■ Instruction
Output nothing but the lines from the one with "Recreate this image" through the one with "const result = isNaN(num)", including both. Leave the pictures out of the copy.

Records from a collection
■ ■ ■ ■ ■ ■ ■
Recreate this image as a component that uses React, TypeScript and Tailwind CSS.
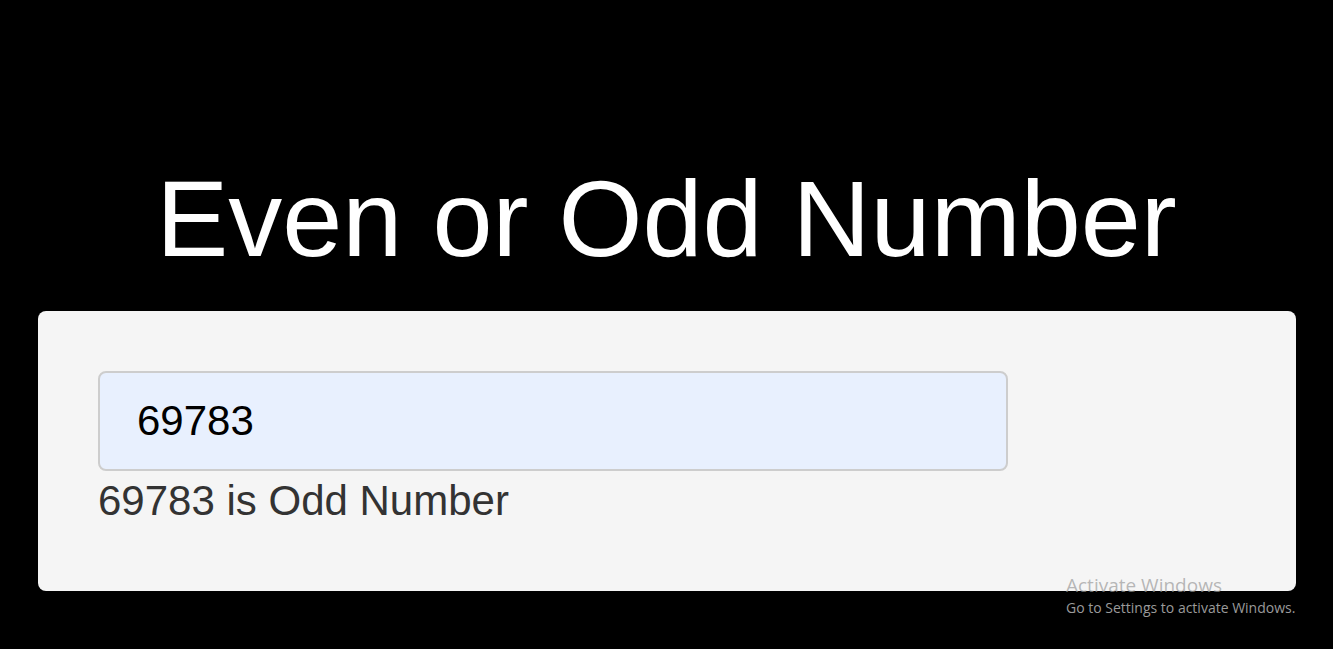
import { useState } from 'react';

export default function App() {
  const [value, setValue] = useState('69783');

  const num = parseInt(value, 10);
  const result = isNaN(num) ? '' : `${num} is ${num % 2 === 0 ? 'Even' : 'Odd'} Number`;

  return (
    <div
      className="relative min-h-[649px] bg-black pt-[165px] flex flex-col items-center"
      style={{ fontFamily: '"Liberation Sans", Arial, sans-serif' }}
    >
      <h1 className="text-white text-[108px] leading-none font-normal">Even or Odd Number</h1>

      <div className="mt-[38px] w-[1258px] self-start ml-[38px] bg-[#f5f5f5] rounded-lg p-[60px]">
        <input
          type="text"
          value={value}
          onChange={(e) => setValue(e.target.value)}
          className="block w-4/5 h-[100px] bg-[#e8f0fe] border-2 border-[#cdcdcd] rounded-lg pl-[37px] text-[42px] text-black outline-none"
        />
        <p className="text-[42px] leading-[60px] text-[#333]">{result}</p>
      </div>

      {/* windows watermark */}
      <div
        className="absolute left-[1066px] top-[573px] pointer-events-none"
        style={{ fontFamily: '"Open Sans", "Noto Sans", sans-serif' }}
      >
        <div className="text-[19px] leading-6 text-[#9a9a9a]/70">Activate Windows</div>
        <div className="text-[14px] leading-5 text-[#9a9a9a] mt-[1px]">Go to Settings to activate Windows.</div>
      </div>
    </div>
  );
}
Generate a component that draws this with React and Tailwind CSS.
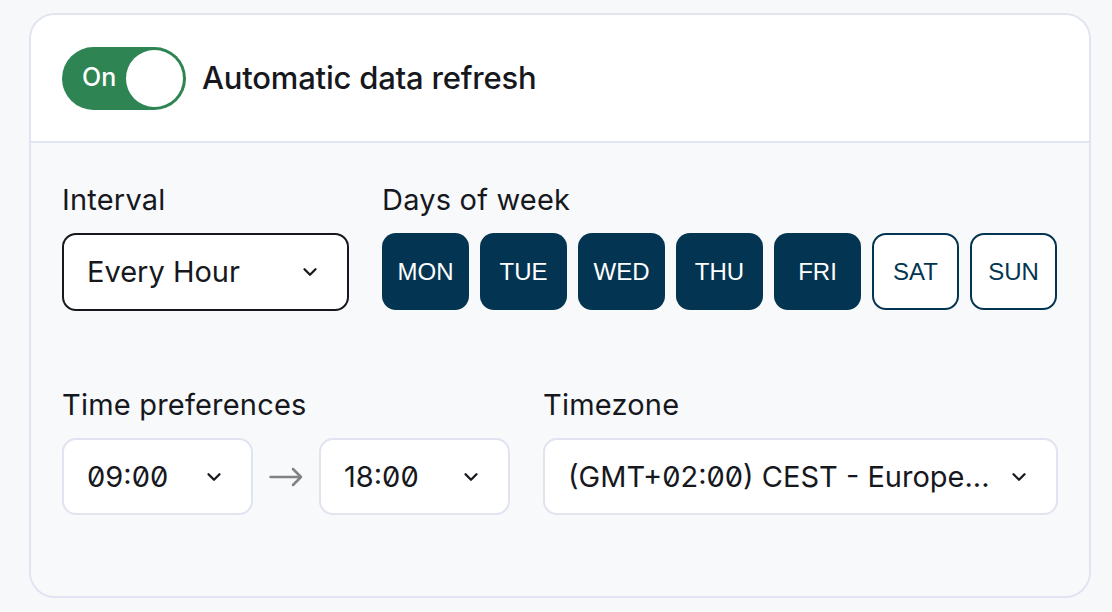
■ ■ ■ ■ ■ ■ ■
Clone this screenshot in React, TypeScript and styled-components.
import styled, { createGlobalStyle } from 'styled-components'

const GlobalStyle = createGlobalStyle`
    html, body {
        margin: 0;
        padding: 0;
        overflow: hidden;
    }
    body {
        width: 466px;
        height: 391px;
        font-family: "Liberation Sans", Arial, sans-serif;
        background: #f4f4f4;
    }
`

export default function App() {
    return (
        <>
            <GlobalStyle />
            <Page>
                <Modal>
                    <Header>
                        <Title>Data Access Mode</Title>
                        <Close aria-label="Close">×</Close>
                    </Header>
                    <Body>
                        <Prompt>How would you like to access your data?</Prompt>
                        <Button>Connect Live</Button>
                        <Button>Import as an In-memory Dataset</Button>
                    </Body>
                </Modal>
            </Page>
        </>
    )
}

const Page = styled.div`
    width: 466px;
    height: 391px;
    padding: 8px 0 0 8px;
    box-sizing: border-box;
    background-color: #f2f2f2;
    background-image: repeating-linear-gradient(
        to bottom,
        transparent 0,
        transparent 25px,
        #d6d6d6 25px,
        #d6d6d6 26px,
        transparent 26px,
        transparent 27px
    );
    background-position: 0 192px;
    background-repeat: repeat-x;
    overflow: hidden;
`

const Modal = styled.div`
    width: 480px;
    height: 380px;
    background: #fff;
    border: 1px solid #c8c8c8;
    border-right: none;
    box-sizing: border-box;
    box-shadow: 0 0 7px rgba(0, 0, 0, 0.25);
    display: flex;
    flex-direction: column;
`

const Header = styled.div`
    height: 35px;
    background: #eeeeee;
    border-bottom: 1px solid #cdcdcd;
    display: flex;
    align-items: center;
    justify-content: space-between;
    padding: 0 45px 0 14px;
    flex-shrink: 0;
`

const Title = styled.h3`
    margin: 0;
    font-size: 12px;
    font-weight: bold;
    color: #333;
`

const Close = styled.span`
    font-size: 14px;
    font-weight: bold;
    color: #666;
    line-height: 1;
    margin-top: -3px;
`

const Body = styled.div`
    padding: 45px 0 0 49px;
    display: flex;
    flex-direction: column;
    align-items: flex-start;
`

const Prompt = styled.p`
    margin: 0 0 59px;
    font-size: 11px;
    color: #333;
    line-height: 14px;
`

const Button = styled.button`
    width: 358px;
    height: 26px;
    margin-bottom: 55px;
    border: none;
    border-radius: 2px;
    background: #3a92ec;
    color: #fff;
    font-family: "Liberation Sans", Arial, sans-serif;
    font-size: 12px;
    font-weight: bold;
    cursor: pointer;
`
■ ■ ■ ■ ■ ■ ■
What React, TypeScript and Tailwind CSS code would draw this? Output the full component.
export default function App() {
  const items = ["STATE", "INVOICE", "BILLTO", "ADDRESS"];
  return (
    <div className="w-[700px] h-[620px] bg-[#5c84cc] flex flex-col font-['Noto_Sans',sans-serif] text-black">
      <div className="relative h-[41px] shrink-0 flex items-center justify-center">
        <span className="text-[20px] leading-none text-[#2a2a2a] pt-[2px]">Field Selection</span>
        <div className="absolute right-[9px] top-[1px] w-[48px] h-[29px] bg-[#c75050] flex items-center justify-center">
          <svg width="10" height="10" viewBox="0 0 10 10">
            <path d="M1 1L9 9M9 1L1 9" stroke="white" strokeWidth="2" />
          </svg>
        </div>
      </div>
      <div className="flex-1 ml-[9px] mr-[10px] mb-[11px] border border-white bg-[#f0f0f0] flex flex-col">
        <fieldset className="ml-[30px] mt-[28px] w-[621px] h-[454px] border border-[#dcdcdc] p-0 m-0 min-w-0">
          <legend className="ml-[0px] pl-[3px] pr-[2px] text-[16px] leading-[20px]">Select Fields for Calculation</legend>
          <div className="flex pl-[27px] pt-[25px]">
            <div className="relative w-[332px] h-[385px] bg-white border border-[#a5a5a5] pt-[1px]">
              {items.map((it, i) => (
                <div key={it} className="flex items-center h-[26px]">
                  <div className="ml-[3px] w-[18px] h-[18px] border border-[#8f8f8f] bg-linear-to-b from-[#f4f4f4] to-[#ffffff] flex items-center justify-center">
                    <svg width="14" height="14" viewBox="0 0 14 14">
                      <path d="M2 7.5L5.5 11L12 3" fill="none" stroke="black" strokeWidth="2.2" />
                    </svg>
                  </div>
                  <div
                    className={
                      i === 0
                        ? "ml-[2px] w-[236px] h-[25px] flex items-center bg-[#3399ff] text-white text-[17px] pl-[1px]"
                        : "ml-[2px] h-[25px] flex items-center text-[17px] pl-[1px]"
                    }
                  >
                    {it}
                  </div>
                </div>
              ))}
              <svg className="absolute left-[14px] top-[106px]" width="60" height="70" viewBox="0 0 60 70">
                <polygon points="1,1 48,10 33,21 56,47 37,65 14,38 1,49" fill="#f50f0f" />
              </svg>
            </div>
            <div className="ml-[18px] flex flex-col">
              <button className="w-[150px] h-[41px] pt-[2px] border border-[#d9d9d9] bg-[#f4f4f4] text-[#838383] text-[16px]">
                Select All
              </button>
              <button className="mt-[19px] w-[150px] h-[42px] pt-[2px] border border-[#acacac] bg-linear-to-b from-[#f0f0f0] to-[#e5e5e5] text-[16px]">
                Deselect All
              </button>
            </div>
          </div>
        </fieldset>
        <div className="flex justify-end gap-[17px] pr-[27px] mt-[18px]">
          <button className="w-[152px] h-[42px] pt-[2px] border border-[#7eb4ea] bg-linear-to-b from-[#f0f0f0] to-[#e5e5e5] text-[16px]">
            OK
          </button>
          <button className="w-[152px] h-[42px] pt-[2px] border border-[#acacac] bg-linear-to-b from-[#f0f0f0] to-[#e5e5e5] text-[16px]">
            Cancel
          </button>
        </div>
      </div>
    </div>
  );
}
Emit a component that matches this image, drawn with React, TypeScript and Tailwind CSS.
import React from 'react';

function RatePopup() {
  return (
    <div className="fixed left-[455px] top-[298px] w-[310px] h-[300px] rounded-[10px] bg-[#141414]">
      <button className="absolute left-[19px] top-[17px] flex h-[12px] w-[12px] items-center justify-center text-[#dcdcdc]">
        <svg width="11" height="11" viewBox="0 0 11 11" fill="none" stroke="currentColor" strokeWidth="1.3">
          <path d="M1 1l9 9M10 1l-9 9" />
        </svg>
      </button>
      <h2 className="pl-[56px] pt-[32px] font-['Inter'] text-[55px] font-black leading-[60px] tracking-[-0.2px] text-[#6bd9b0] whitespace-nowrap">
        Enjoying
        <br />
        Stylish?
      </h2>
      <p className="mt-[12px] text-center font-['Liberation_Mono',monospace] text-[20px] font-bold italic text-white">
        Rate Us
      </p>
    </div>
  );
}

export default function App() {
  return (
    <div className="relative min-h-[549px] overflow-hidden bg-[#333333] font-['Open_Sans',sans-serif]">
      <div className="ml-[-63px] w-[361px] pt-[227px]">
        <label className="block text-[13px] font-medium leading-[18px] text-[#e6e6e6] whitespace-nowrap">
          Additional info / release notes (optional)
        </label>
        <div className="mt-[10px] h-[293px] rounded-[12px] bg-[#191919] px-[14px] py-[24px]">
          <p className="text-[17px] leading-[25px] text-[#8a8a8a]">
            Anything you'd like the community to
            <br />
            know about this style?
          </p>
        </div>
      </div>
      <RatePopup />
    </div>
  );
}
■ ■ ■ ■ ■ ■ ■
■ Output for this exercise
Recreate this image as a component that uses React, TypeScript and Tailwind CSS.
import { useState } from 'react';

export default function App() {
  const [value, setValue] = useState('69783');

  const num = parseInt(value, 10);
  const result = isNaN(num) ? '' : `${num} is ${num % 2 === 0 ? 'Even' : 'Odd'} Number`;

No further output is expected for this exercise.